--- EXERCISE DIRECTIONS ---
Answer with a single number: the count of lines that hold "components".

## START RECORDED INFORMATION

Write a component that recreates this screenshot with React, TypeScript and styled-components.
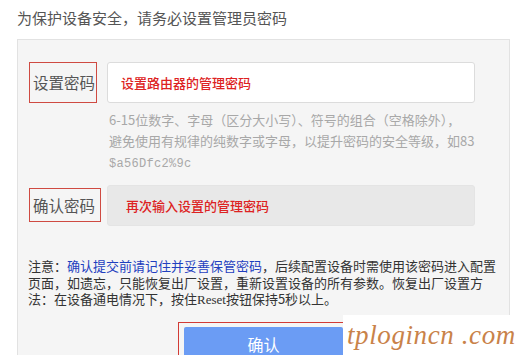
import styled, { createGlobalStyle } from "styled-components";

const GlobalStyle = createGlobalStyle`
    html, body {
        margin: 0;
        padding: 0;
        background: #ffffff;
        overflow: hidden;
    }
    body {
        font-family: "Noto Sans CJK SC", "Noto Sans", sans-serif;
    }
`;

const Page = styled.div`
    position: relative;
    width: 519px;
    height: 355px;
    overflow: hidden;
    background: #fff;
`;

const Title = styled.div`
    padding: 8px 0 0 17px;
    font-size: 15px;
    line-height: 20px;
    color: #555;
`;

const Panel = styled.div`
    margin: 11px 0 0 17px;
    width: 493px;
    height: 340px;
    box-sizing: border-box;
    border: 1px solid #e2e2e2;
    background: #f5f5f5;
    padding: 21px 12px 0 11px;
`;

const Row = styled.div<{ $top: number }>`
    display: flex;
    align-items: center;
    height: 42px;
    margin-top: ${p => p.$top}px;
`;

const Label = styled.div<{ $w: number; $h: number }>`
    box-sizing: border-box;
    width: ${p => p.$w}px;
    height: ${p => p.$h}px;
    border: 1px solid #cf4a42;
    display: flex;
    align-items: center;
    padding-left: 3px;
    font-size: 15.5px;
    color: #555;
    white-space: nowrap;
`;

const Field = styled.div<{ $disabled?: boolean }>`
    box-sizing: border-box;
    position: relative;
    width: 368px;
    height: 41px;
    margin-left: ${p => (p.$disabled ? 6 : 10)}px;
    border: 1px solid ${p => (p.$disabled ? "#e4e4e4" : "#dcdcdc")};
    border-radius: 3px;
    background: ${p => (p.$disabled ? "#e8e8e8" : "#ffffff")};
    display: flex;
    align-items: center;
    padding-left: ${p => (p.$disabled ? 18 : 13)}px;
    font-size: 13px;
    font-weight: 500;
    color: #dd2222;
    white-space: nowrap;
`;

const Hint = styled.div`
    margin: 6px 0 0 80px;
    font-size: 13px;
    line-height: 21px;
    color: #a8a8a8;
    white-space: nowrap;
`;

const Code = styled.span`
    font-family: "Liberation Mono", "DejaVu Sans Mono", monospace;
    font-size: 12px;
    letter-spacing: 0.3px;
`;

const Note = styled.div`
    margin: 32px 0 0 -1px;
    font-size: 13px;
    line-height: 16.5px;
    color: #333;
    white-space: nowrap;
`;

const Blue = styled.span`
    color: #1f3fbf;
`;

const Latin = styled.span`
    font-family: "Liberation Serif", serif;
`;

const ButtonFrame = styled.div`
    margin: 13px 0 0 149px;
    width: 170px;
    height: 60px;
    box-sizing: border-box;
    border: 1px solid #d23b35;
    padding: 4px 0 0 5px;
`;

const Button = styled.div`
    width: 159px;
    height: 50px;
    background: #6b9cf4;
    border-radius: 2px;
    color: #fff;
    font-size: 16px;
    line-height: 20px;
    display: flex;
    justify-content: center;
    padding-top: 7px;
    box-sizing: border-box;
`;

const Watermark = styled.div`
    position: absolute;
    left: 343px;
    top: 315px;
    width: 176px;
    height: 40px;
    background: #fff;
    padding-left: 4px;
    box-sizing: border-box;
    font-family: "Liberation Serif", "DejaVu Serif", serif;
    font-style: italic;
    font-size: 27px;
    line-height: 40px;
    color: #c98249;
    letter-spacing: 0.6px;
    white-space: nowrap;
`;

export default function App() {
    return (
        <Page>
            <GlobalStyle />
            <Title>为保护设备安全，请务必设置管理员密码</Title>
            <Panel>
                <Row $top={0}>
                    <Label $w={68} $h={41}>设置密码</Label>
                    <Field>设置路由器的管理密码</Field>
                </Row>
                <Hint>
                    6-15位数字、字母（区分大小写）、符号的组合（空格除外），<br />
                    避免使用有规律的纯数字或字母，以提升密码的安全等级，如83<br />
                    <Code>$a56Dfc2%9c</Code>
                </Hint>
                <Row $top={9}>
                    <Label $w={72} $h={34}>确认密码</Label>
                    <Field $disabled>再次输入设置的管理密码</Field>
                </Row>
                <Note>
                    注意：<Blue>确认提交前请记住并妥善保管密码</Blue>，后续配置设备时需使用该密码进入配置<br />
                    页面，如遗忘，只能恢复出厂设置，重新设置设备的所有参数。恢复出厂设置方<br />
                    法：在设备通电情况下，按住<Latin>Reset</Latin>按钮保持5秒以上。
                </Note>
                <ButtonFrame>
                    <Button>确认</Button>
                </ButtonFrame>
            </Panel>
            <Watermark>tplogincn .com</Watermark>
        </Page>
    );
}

## END RECORDED INFORMATION

--- CORRECT RESULT ---
2